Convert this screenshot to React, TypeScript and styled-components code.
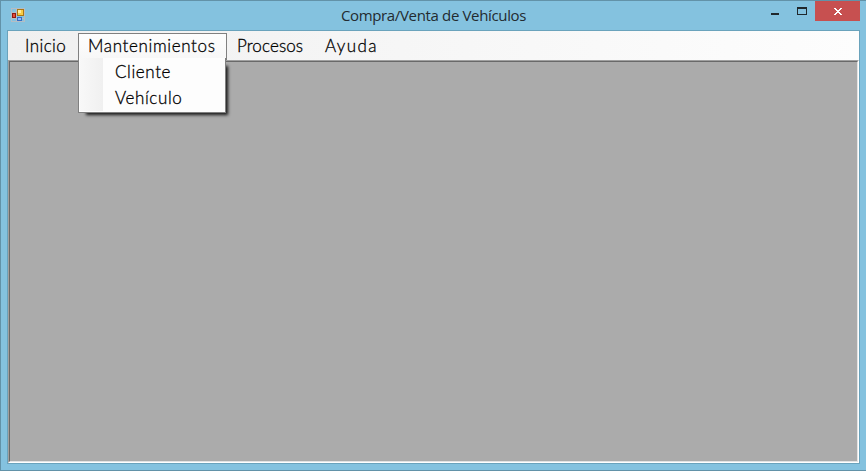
import React from "react";
import styled, { createGlobalStyle } from "styled-components";

const GlobalStyle = createGlobalStyle`
  * { box-sizing: border-box; }
  html, body { margin: 0; padding: 0; }
  body { overflow: hidden; }
`;

const Window = styled.div`
  display: flex;
  flex-direction: column;
  width: 866px;
  height: 471px;
  background: #84c2df;
  border: 1px solid #6292a8;
  border-right: 0;
  padding: 0 6px 6px;
`;

const TitleBar = styled.header`
  display: grid;
  grid-template-columns: 180px 1fr 180px;
  height: 29px;
  flex: none;
`;

const AppIcon = styled.svg`
  display: block;
  margin: 7px 0 0 4px;
`;

const Title = styled.h1<{ $spacing: number }>`
  margin: 0;
  padding-top: 3px;
  text-align: center;
  white-space: nowrap;
  font: 400 15px/22px "Open Sans", "Noto Sans", sans-serif;
  letter-spacing: ${(p) => p.$spacing}px;
  color: #232b30;
`;

const Controls = styled.div`
  display: flex;
  justify-content: flex-end;
  height: 20px;
`;

const ControlButton = styled.button<{ $width: number; $close?: boolean }>`
  width: ${(p) => p.$width}px;
  height: 20px;
  padding: 0;
  border: 0;
  background: ${(p) => (p.$close ? "#c75050" : "transparent")};
  svg { display: block; }
`;

const Client = styled.div`
  display: flex;
  flex-direction: column;
  flex: 1;
  width: 853px;
  border: 1px solid #6aa3bc;
  background: #fff;
`;

const MenuBar = styled.nav`
  display: flex;
  height: 29px;
  flex: none;
  padding: 2px 0 0 7px;
  background: linear-gradient(90deg, #f0f0f0, #fdfdfd);
`;

const MenuSlot = styled.div<{ $width: number }>`
  position: relative;
  width: ${(p) => p.$width}px;
  height: 27px;
`;

const MenuItem = styled.div<{ $open?: boolean; $spacing: number }>`
  height: 27px;
  padding-left: 9px;
  border: 1px solid ${(p) => (p.$open ? "#808080" : "transparent")};
  border-bottom: 0;
  background: ${(p) => (p.$open ? "linear-gradient(#fdfdfd, #f7f7f7)" : "transparent")};
  font: 300 17px/24px Lato, sans-serif;
  letter-spacing: ${(p) => p.$spacing}px;
  -webkit-text-stroke: 0.3px #000;
  white-space: nowrap;
  color: #000;
`;

const Dropdown = styled.div`
  position: absolute;
  z-index: 2;
  top: 25px;
  left: 0;
  width: 148px;
  height: 55px;
  padding: 1px 0 0;
  border: 1px solid #808080;
  border-top: 0;
  background: linear-gradient(90deg, #f8f8f8, #f0f0f0) 1px 0 / 23px 53px no-repeat #fdfdfd;
  box-shadow: 5px 5px 3px -3px rgba(0, 0, 0, 0.85);
  clip-path: inset(0 -6px -6px 0);
`;

const DropdownItem = styled.div<{ $spacing: number }>`
  height: 26px;
  padding-left: 36px;
  font: 300 17px/26px Lato, sans-serif;
  letter-spacing: ${(p) => p.$spacing}px;
  -webkit-text-stroke: 0.3px #000;
  white-space: nowrap;
  color: #000;
`;

const Workspace = styled.main`
  flex: 1;
  border: 1px solid;
  border-color: #a0a0a0 #fff #fff #a0a0a0;
`;

const WorkspaceInner = styled.div`
  height: 100%;
  border: 1px solid;
  border-color: #696969 #e3e3e3 #e3e3e3 #696969;
  background: #ababab;
`;

const menus = [
  { label: "Inicio", width: 63, spacing: 0.4 },
  { label: "Mantenimientos", width: 149, spacing: 0.65, open: true },
  { label: "Procesos", width: 88, spacing: 0.1 },
  { label: "Ayuda", width: 74, spacing: 1.4 },
];

const entries = [
  { label: "Cliente", spacing: 0.6 },
  { label: "Vehículo", spacing: 0.6 },
];

function FormIcon() {
  return (
    <AppIcon width="14" height="14" viewBox="0 0 14 14" shapeRendering="crispEdges">
      <path d="M.5 .5h13v13H.5zM5.5 .5v13M.5 4.5h5M.5 10.5h13" fill="none" stroke="#b5bdc4" />
      <rect x="6" y="1" width="7" height="7" fill="#ac7612" />
      <rect x="7" y="2" width="5" height="5" fill="#f7cc45" />
      <rect x="7" y="2" width="3" height="3" fill="#ffeb9b" />
      <rect x="1" y="5" width="4" height="5" fill="#8e1913" />
      <rect x="2" y="6" width="2" height="3" fill="#e64b37" />
      <rect x="6" y="9" width="5" height="4" fill="#376dc5" />
      <rect x="7" y="10" width="3" height="2" fill="#8fbcff" />
    </AppIcon>
  );
}

export default function App() {
  return (
    <>
      <GlobalStyle />
      <Window>
        <TitleBar>
          <FormIcon />
          <Title $spacing={-0.35}>Compra/Venta de Vehículos</Title>
          <Controls>
            <ControlButton $width={27} aria-label="Minimizar">
              <svg width="27" height="20" shapeRendering="crispEdges">
                <rect x="9" y="12" width="8" height="2" fill="#20282c" />
              </svg>
            </ControlButton>
            <ControlButton $width={26} aria-label="Maximizar">
              <svg width="26" height="20" shapeRendering="crispEdges">
                <path d="M8 6h10v8H8zM9 8v5h8V8z" fill="#20282c" fillRule="evenodd" />
              </svg>
            </ControlButton>
            <ControlButton $width={45} $close aria-label="Cerrar">
              <svg width="45" height="20" shapeRendering="crispEdges">
                <path
                  d="M19 7h2v1h1v1h2V8h1V7h2v1h-1v1h-1v1h-1v1h1v1h1v1h1v1h-2v-1h-1v-1h-2v1h-1v1h-2v-1h1v-1h1v-1h1v-1h-1V9h-1V8h-1z"
                  fill="#fff"
                />
              </svg>
            </ControlButton>
          </Controls>
        </TitleBar>
        <Client>
          <MenuBar>
            {menus.map((m) => (
              <MenuSlot key={m.label} $width={m.width}>
                <MenuItem $open={m.open} $spacing={m.spacing}>{m.label}</MenuItem>
                {m.open && (
                  <Dropdown>
                    {entries.map((e) => (
                      <DropdownItem key={e.label} $spacing={e.spacing}>{e.label}</DropdownItem>
                    ))}
                  </Dropdown>
                )}
              </MenuSlot>
            ))}
          </MenuBar>
          <Workspace>
            <WorkspaceInner />
          </Workspace>
        </Client>
      </Window>
    </>
  );
}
* * *
* _EXERCISE REQUIREMENTS_: Copy out every line from the material above in which the word "components" appears.

* _ANSWER TO THE TASK_:
Convert this screenshot to React, TypeScript and styled-components code.
import styled, { createGlobalStyle } from "styled-components";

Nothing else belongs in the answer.